AMIN PHILIPPE FAUCON
(3 OCTOBRE 2018)
Ciné social. Emmanuelle Devos et Moustapha Mbengue torses à demi nus contre des oreillers rayés sur l’affiche du prochain film de Philippe Faucon, ça peut surprendre. Mais, à part le choix de l’actrice multiprimée dont il est peu coutumier, on retrouve les problématiques sociales chères au réalisateur : l’exil, la confrontation des cultures, l’indépendance féminine... à la différence près qu’elles sont aussi déplacées hors du territoire hexagonal.
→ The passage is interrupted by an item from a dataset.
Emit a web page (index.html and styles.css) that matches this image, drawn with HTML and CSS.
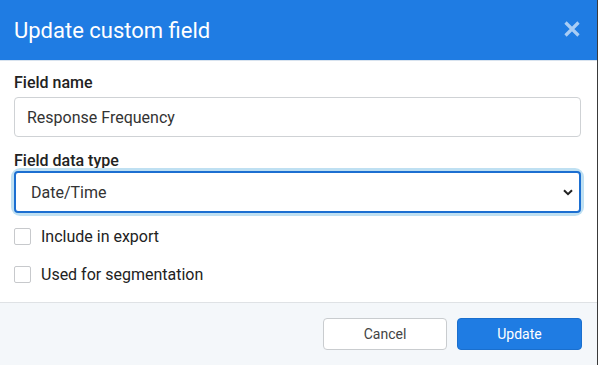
FILE: index.html
```html
<!DOCTYPE html>
<html>
<head>
<meta charset="utf-8">
<link rel="stylesheet" href="styles.css">
</head>
<body>
<div class="modal">
  <div class="modal-header">
    <h1 class="modal-title">Update custom field</h1>
    <button class="close-btn" aria-label="Close">
      <svg width="18" height="18" viewBox="0 0 18 18"><path d="M2.5 2.5 L15.5 15.5 M15.5 2.5 L2.5 15.5" stroke="currentColor" stroke-width="3.2" stroke-linecap="butt"/></svg>
    </button>
  </div>
  <div class="modal-body">
    <label class="field-label">Field name</label>
    <input class="text-input" type="text" value="Response Frequency">
    <label class="field-label second">Field data type</label>
    <div class="select-wrap">
      <div class="select">
        <span>Date/Time</span>
        <svg class="chev" width="10" height="7" viewBox="0 0 10 7"><path d="M1 1.2 L5 5.2 L9 1.2" fill="none" stroke="#222" stroke-width="2"/></svg>
      </div>
    </div>
    <label class="check-row"><span class="box"></span><span>Include in export</span></label>
    <label class="check-row"><span class="box"></span><span>Used for segmentation</span></label>
  </div>
  <div class="modal-footer">
    <button class="btn btn-cancel">Cancel</button>
    <button class="btn btn-primary">Update</button>
  </div>
</div>
</body>
</html>
```
FILE: styles.css
```css
* { box-sizing: border-box; }
html, body { margin: 0; padding: 0; }
body {
  background: #3a3a3a;
  font-family: Roboto, "Noto Sans", sans-serif;
  width: 598px;
  height: 365px;
  overflow: hidden;
}
.modal {
  width: 597px;
  height: 365px;
  background: #fff;
  display: flex;
  flex-direction: column;
}
.modal-header {
  height: 61px;
  background: #1f7ce3;
  display: flex;
  align-items: center;
  justify-content: space-between;
  padding: 0 14px 0 14px;
  border-bottom: 1px solid #d8e3ef;
}
.modal-title {
  margin: 0;
  color: #fff;
  font-size: 22px;
  font-weight: 400;
  padding-top: 1px;
}
.close-btn {
  background: none;
  border: 0;
  padding: 0;
  margin-right: 2px;
  color: #a9cdf5;
  display: flex;
  margin-top: -2px;
}
.modal-body {
  padding: 13px 16px 0 14px;
  flex: 1;
  display: flex;
  flex-direction: column;
}
.field-label {
  font-size: 16px;
  font-weight: 500;
  color: #222;
  line-height: 18px;
  margin-bottom: 5px;
}
.field-label.second { margin-top: 15px; margin-bottom: 1px; }
.text-input {
  height: 40px;
  border: 1px solid #cfd2d5;
  border-radius: 4px;
  padding: 0 12px;
  font-family: inherit;
  font-size: 16px;
  color: #333;
  outline: none;
  width: 100%;
}
.select-wrap {
  border-radius: 6px;
  box-shadow: 0 0 0 3px #bfe0f2;
}
.select {
  height: 42px;
  border: 2px solid #1c6fd1;
  border-radius: 4px;
  display: flex;
  align-items: center;
  justify-content: space-between;
  padding: 0 6px 0 15px;
  font-size: 16px;
  color: #333;
}
.chev { margin-top: 1px; }
.check-row {
  display: flex;
  align-items: center;
  gap: 10px;
  font-size: 16px;
  color: #222;
  margin-top: 15px;
  height: 17px;
}
.check-row + .check-row { margin-top: 21px; }
.box {
  width: 17px;
  height: 17px;
  border: 1px solid #c7c9cc;
  border-radius: 2px;
  background: #fff;
}
.modal-footer {
  height: 63px;
  background: #f4f7fa;
  border-top: 1px solid #dfe2e5;
  display: flex;
  justify-content: flex-end;
  align-items: center;
  gap: 10px;
  padding: 0 15px 0 0;
}
.btn {
  height: 32px;
  width: 125px;
  border-radius: 4px;
  font-family: inherit;
  font-size: 14px;
}
.btn-cancel {
  background: #fff;
  border: 1px solid #c9cccf;
  color: #444;
  width: 124px;
}
.btn-primary {
  background: #1f7ce3;
  border: 1px solid #1a6fce;
  color: #fff;
}
```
Trois ans après le césarisé Fatima, c’est au personnage d’Amin, père de famille sénégalais qui vit seul en France que Faucon s’intéresse. Amin, roc discret et impénétrable qui encaisse les pressions sans faillir. Pris dans un entre-deux constant, il se déplace des chantiers bruyants où les engins éventrent des plaques de métal, aux jardins de particuliers où l’on creuse jusqu’au soir. Du foyer de travailleurs, aux maisons pavillonnaires. Du pays d’origine bercé par le soleil, au pays d’accueil plus sombre et froid. Le film se construit en plans fixes, dans un effet miroir entre France et Sénégal - deux réalités entre lesquelles Amin est partagé. Si le long-métrage ose quelques tirades surexplicatives qui mettent à distance, c’est dans les soupirs et les regards chargés qu’il saisit. Regards qui suscitent aussi l’union charnelle où les mots ne sont plus nécessaires. Une énième intrigue érotique pour captiver les spectateurs ? Non, un désir irrépressible de ne plus être entre deux, dans une société d’immigration encore trop cloisonnée.